• **Short task**
Find the lines holding "React" and copy them.

• **Supplied material**
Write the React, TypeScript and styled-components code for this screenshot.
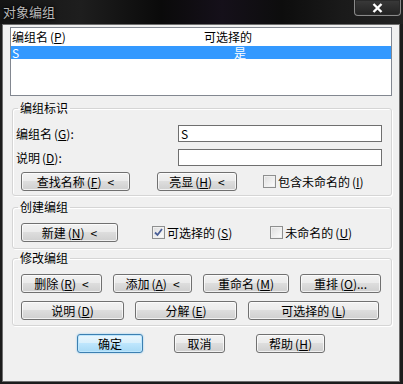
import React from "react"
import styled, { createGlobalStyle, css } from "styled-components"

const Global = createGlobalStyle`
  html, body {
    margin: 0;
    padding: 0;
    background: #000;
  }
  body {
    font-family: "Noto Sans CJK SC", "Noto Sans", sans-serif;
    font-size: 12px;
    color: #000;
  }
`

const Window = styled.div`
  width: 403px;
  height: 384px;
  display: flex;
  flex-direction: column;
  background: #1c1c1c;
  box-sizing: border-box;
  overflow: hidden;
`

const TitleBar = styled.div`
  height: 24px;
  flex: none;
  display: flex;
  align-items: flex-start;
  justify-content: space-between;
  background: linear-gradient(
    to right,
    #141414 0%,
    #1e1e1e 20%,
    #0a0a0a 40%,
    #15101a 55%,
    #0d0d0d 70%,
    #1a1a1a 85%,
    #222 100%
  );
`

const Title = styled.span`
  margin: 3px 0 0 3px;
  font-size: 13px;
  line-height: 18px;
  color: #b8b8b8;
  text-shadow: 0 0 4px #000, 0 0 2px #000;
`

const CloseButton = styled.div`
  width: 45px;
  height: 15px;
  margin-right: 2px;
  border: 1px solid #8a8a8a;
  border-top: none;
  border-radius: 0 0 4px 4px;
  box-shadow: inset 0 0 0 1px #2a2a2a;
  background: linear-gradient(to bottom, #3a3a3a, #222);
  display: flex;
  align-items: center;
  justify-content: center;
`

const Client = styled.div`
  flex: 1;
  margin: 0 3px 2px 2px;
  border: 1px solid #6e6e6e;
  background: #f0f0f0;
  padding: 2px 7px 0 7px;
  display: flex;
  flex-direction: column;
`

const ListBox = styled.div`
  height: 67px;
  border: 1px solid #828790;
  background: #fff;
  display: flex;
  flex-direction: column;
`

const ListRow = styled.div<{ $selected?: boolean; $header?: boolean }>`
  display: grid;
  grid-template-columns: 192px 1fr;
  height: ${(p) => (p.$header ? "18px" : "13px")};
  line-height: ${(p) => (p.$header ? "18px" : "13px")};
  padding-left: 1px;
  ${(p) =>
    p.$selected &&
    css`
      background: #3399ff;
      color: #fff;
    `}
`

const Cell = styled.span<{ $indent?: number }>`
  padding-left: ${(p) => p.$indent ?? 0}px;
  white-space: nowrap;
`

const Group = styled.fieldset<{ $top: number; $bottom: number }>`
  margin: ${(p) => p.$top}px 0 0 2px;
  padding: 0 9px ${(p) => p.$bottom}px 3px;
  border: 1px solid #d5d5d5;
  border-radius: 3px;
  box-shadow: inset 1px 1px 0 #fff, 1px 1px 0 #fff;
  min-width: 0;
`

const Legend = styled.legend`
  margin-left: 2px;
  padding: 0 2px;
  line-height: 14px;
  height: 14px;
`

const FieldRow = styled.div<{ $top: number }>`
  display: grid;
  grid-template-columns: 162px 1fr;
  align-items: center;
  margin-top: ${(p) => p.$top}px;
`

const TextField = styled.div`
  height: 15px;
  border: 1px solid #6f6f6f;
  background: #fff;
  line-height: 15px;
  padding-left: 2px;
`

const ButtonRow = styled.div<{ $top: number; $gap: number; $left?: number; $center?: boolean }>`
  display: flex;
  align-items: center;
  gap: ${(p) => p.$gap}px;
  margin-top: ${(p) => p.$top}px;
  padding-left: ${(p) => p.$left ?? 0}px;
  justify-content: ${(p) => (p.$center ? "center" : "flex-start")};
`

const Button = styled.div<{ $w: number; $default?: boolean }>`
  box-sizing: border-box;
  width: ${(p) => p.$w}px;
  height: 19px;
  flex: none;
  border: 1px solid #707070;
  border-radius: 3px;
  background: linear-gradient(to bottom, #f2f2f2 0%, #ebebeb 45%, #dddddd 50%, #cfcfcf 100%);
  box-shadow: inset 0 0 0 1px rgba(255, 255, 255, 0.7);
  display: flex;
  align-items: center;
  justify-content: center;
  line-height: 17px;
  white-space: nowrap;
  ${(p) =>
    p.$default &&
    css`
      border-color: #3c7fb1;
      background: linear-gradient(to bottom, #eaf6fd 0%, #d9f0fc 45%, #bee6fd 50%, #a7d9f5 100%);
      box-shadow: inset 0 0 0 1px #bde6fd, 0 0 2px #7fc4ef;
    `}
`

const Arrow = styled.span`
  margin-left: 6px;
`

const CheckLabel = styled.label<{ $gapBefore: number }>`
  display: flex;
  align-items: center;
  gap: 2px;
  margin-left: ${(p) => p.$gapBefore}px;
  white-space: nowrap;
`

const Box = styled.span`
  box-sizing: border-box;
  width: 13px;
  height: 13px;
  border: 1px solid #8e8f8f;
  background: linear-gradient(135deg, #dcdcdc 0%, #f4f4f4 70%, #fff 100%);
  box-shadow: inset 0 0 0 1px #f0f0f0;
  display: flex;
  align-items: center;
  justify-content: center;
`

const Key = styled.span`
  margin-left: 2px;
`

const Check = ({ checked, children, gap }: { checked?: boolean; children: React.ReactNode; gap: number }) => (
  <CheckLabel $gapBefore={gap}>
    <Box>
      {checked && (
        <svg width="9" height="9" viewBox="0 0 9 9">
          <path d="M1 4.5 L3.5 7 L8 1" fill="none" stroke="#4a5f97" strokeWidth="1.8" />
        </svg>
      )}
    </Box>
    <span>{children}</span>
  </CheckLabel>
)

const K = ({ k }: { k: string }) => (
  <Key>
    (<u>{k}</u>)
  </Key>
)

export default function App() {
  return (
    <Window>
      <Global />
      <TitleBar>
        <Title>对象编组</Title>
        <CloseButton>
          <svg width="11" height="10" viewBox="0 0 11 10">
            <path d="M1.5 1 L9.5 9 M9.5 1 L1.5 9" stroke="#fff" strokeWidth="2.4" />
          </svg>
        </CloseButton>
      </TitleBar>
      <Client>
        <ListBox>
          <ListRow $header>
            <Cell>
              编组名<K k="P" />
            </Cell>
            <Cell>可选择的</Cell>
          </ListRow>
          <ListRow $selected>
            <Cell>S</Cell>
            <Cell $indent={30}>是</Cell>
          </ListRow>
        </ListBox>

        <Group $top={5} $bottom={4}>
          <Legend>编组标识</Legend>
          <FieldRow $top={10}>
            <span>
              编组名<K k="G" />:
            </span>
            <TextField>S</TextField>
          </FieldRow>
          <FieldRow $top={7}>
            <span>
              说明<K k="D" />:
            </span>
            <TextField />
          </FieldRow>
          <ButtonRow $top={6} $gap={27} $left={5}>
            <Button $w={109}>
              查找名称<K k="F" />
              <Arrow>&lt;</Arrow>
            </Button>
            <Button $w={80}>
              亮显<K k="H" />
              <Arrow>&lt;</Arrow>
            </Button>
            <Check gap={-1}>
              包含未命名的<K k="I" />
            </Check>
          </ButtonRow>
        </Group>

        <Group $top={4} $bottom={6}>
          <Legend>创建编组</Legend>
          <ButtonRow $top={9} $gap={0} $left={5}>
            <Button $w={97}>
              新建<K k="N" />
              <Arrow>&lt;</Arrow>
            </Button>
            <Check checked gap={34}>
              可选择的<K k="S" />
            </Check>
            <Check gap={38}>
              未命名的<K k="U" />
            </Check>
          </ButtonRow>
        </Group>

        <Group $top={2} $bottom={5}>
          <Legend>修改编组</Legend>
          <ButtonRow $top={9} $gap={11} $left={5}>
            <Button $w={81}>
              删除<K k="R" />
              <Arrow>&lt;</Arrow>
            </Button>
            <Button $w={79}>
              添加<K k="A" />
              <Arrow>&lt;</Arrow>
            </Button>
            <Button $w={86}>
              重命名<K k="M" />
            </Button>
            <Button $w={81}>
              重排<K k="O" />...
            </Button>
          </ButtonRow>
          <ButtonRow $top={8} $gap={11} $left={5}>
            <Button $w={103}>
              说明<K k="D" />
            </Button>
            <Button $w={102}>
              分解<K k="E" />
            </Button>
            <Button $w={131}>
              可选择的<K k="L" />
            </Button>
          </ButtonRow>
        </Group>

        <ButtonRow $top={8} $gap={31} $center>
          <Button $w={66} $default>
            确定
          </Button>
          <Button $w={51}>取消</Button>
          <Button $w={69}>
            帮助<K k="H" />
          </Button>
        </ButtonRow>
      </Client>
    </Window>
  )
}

• **Right answer**
Write the React, TypeScript and styled-components code for this screenshot.
import React from "react"
const Check = ({ checked, children, gap }: { checked?: boolean; children: React.ReactNode; gap: number }) => (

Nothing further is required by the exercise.